At the bottom I include a list of the Top Tier Traits for High Elf Lords and Heroes. Reference that list for what the trait does when I tell you to recruit a Lord or Hero with a certain trait.
Lords
I recommend the Campaign (Blue) Skill Line to start for all lords to start. Besides -15% recruiting cost, -23% upkeep, and +15% movement once you get to “Renowned & Feared”, the middle Blue skill gives +1 to recruitment capacity in the province. And this skill stacks, so having 4 Lords in one province would give +4 recruitment capacity. This is very important, because High Elves only have 3 base recruitment slots. Get +1 slot if your province has +75-100 Happiness and gets the “Jubilant Populace” buff. +1 from the Tier 4 Ithilmar Smith building, and +1 per Lord with that Blue Skill. So normally, you will only have 5 or 6 (Lord with blue skill) recruitment slots, meaning it will take you at least 4 turns to recruit your army. You need that +1 recruitment capacity. This recruitment limit is also why I recommend on Tyrion, choosing the line that gives +2 global recruitment capacity. The other line makes him even more of a beast in combat, but if you give him a strong army like you should then he should be tough enough anyway to tank the enemy while your army does the heavy lifting.

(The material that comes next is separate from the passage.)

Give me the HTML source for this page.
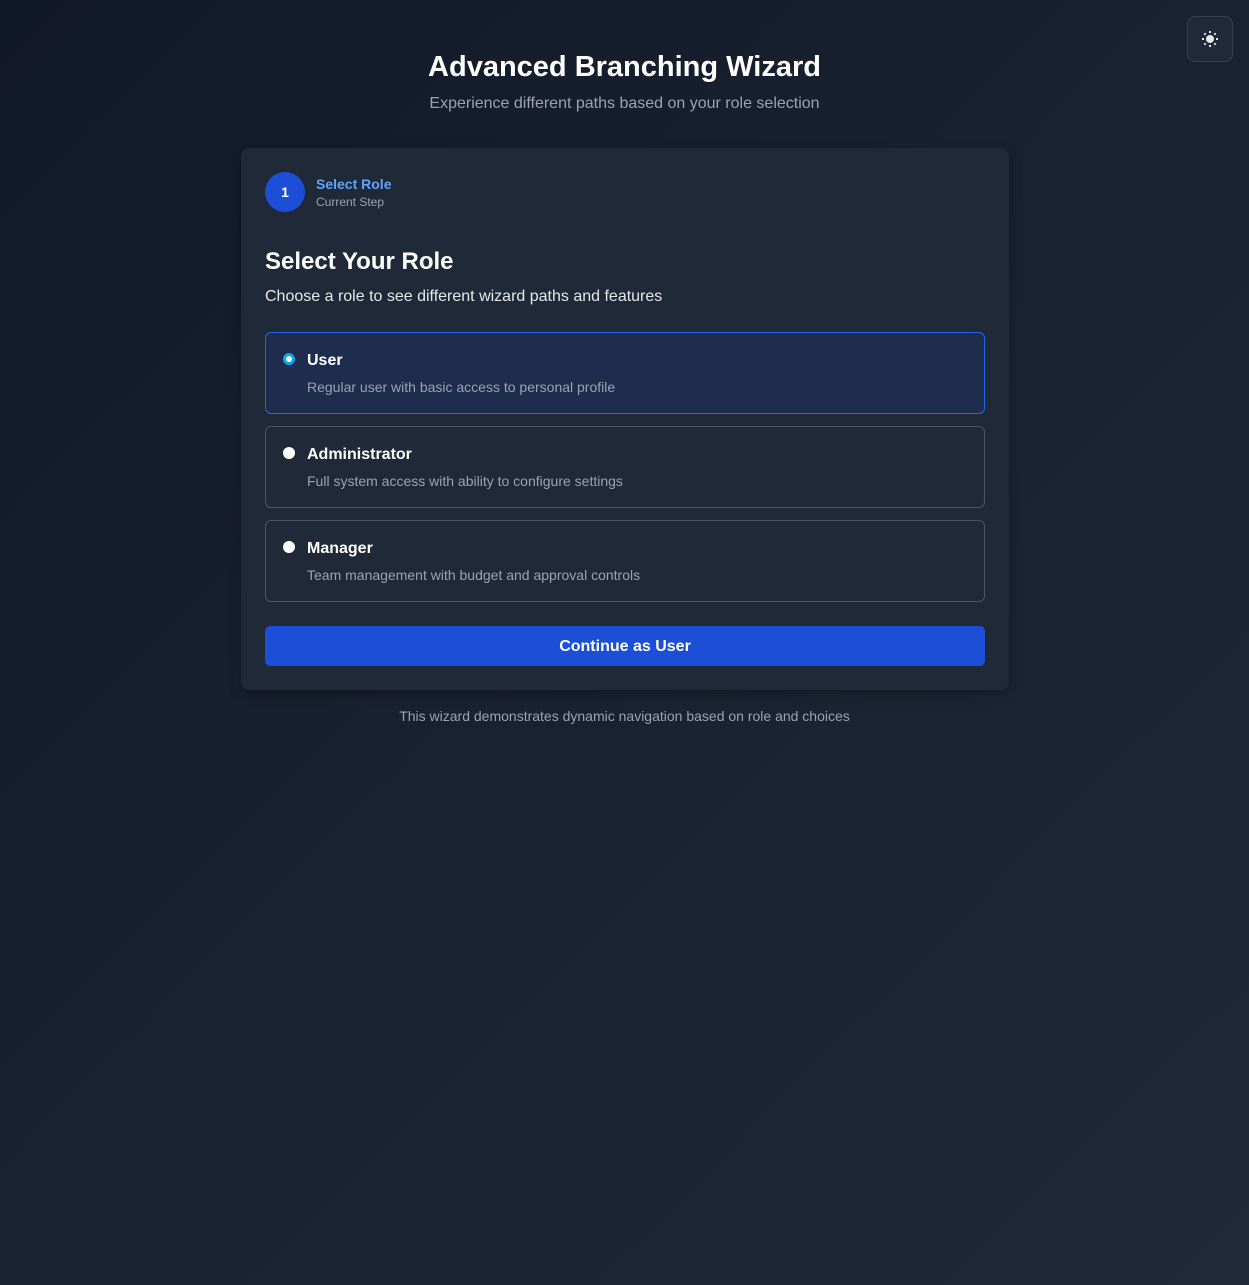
<!DOCTYPE html>
<html><head><style>
*{box-sizing:border-box;margin:0;padding:0}
body{width:1249px;height:1285px;background:linear-gradient(135deg,#111827 0%,#1a2232 50%,#1f2937 100%);font-family:"Liberation Sans",sans-serif;color:#fff;position:relative;overflow:hidden}
.theme{position:absolute;left:1187px;top:16px;width:46px;height:46px;border:1px solid #374151;border-radius:8px;background:#1f2937;display:flex;align-items:center;justify-content:center}
h1{position:absolute;top:51px;width:100%;text-align:center;font-size:29px;font-weight:bold}
.sub{position:absolute;top:95px;width:100%;text-align:center;font-size:16px;color:#9ca3af}
.card{position:absolute;left:241px;top:148px;width:768px;height:542px;background:#1f2937;border-radius:8px;box-shadow:0 4px 12px rgba(0,0,0,.3)}
.circ{position:absolute;left:24px;top:24px;width:40px;height:40px;border-radius:50%;background:#1d4ed8;display:flex;align-items:center;justify-content:center;font-weight:bold;font-size:14px}
.st{position:absolute;left:75px;top:28px;font-size:14px;color:#60a5fa;font-weight:bold}
.cs{position:absolute;left:75px;top:47px;font-size:12px;color:#9ca3af}
h2{position:absolute;left:24px;top:100px;font-size:24px;font-weight:bold}
.d{position:absolute;left:24px;top:140px;font-size:16px;color:#e5e7eb}
.opt{position:absolute;left:24px;width:720px;height:82px;border:1px solid #4b5563;border-radius:6px}
.opt.sel{border-color:#2563eb;background:#1e2d4d}
.r{position:absolute;left:17px;top:20px;width:12px;height:12px;border-radius:50%;background:#fff}
.sel .r{border:3px solid #0ea5e9;background:#fff}
.ot{position:absolute;left:41px;top:19px;font-size:16px;font-weight:bold}
.od{position:absolute;left:41px;top:46px;font-size:14px;color:#9ca3af}
.btn{position:absolute;left:24px;top:478px;width:720px;height:40px;background:#1d4ed8;border-radius:5px;text-align:center;line-height:42px;font-weight:bold;font-size:16px}
.foot{position:absolute;top:708px;width:100%;text-align:center;font-size:14px;color:#9ca3af}
</style></head><body>
<div class="theme"><svg width="18" height="18" viewBox="0 0 18 18" fill="#e5e7eb"><circle cx="9" cy="9" r="4"/><g stroke="#e5e7eb" stroke-width="2"><path d="M9 1v2M9 15v2M1 9h2M15 9h2M3.3 3.3l1.4 1.4M13.3 13.3l1.4 1.4M3.3 14.7l1.4-1.4M13.3 4.7l1.4-1.4"/></g></svg></div>
<h1>Advanced Branching Wizard</h1>
<div class="sub">Experience different paths based on your role selection</div>
<div class="card">
<div class="circ">1</div><div class="st">Select Role</div><div class="cs">Current Step</div>
<h2>Select Your Role</h2>
<div class="d">Choose a role to see different wizard paths and features</div>
<div class="opt sel" style="top:184px"><div class="r"></div><div class="ot">User</div><div class="od">Regular user with basic access to personal profile</div></div>
<div class="opt" style="top:278px"><div class="r"></div><div class="ot">Administrator</div><div class="od">Full system access with ability to configure settings</div></div>
<div class="opt" style="top:372px"><div class="r"></div><div class="ot">Manager</div><div class="od">Team management with budget and approval controls</div></div>
<div class="btn">Continue as User</div>
</div>
<div class="foot">This wizard demonstrates dynamic navigation based on role and choices</div>
</body></html>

If building a ranged army, recruit a Princess. After the Blue line, you want to go Red Line, getting everything that improves ranged units. A Princess with the right Red Line skills can give +30% reload to ranged unit, +40% if she has the Energetic Trait. And there is a Research that gives Lothern Sea Guard +15% reload, so LSG could potentially get +45-55% reload. Punitive Trait is probably the best hands down, followed by Energetic. Ardent is good if you have an All-LSG army and Punitive is not available. And using a Prince to lead a ranged army is just fine, a Princess provides a better boost but honestly an army of LSG and Sisters of Avelorn will shred everything while the Lord just sits on their hands anyways.
If building a melee army, recruit a Prince. You want Dragon-Willed Trait if you plan to make a full army of Dragons. Red Line is not as important for the Prince.
You want to end up putting either Lord type on a Star Dragon once high enough level. Always grab the Immortal Trait as soon as you hit Level 20.
I’ll list the skills Heroes have for reference here so you have it and we can move on:
Noble – Replenish, Secure Influence, Assassinate, Assault Units, Increase Trade (Trash)
Handmaiden – Replenish, Growth, Damage Building, Hinder Replenishment
Loremaster – Damage Walls, Training, Public Order, Hinder Replenishment
Mage – Cleanse Corruption, Steal Technology, Block Army, Scouting
High Elf Lords and Heroes that cost no Influence have negative traits. Ones that have positive traits cost some influence, ones with the best positive traits cost a lot of Influence.
Heroes with the Best Positive Traits cost 40 Influence
Heroes with Positive Traits cost 10 Influence
Influence
High Elves have a unique resource called Influence. You can get some from random events and other junk, but not anywhere near enough, so you have to go farm it. This is what your Noble hero will be for, farming influence. Here is what you do:
The Noble can perform the “Secure Influence” action against another faction’s settlement, which earns 3 influence base for a successful “Secure Influence” action. You can put 3 skill points into the Secure Influence Skill, so each Noble can get you 6 Influence with each successful action each turn.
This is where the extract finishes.